I’m more strongly against making timeouts fatal. If you have a bot that does a lot of analyses and caching in the first round, then the time that it takes can be very much dependent on the layout. You can hit 2.5 seconds regularly but then in the tournament you get the one maze that takes 3.2 seconds.

Pretty sure we would have seen spurious timeouts in the last tournament, had we run it on one of the students laptops and not on mine, which happens to be two to three times faster.

otizonaizit commented 1 week ago

And what if we make the timeouts never fatal, i.e. we stop counting them?

I am aiming at a simplification of the rules and of the code. Also, in case of timeout, instead of a random move, we could just let the bot keep its position. The fact that we execute a random move is one of the last few things that make games (and the tournament, see #833 ) strictly non-reproducible. A timeout can be due to the host being busy with other things.

So, my proposal: we make illegal positions fatal and allow timeouts. In case a bot gets a timeout, it simply stays where it is. No fatal error after N timeouts.

It is a super rare situation anyway: I don't remember ever having seen a bot being disqualified because of too many timeouts. And, in a real game, if a bot is timing out all the time it will very soon lose the game anyway, so I don't see the need to count the timeouts and make a 5 of them fatal.

What do you think? Wouldn't this simplify the code too?

Debilski commented 1 week ago

If we have a timeout and the bot stops then that is just as reproducible as having it execute a random move that has been seeded. 🤷

As said in #833 I also don’t consider the fact that the tournament may be unpredictable to be an issue at all. I plan to repair #833 as this half-solution is also not a good state, but when I do, I will explicitly add an option to use random.SystemRandom. I don’t want to be tried for match fixing. :)

Allowing timeouts may lead to teams abusing the situation either on purpose or because there is no real harm done in writing slow code. I’d say, the reason that we have never seen a team losing on timeouts is because it is punished.
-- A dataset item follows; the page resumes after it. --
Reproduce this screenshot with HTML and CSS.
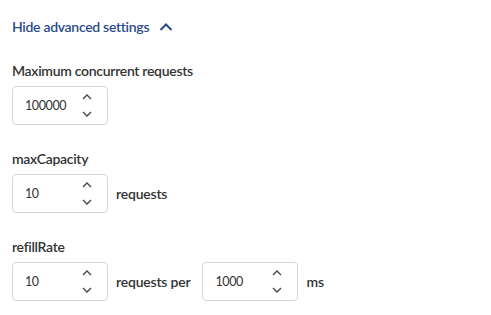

As for the code: The whole error handling needs to be rewritten and documented, no matter what we decide here, and it might be a good idea to do this before making any changes to game.py.

otizonaizit commented 1 week ago

Well, getting a timeout is not necessarily reproducible. So in one game started with the very same seed it could be that one time you get the timeout (and currently draw a random number from the pool). If the next time with the same seed you don't get the timeout, that random number is not drawn and stays in the pool. That's why I think that staying still makes it more reproducible: that pool of random numbers is not touched

Debilski commented 1 week ago

Ah, now I see what you are worried about. But remember that bots have their own rng that is untouched by this. So the pool of random numbers is only used for the penalty random move, for relocating the food and for the noiser. If you think it is necessary, we could also have separate rngs here for these things. However, I also think that, yes, because timeouts are unpredictable, also relocating the food and noised values will be practically unpredictable after a timeout event, as all this is going to change under the influence of that one bot who had the timeout and could not do what it wanted (and of that other team that is reacting to it). In the end it does not matter if we had a random move or not, the final result is going to look different. And even without food lifetimes, without random moves, without noise the end result is going to look different all things considered, simply because the bots will behave ever so slightly different towards each other.

If you think about it, the whole time measuring business is a complete mess. To do it properly, any bot with a significant amount of potentially time-consuming logic will implement some time measuring to decide whether to break some loop early or not. The time they measure might be different in each run, no matter the state of the rng. They will never have a timeout in the game but their random number generator will be run a different amount of times each time (unless they don’t use the rng, of course).

It’s great, of course, that we can make games against the simple demo bots predictable reproducible and have this reproducibility also available for the student’s first own bots, but in the event of timeouts, with certain network bots or with anything that uses external cues (like time measuring), we won’t be able to guarantee this. And I do not think this is a problem.

What we should have eventually, I think, is the history viewer (or have a better logging/replay mechanism that stores the whole game – or the last N games), and have an option to print the current state of any location in history and give teams the possibility to run their move function against this state. Maybe it is not necessary to play the whole game again but just being able to watch it again (and replay is only needed for that one move in round 200).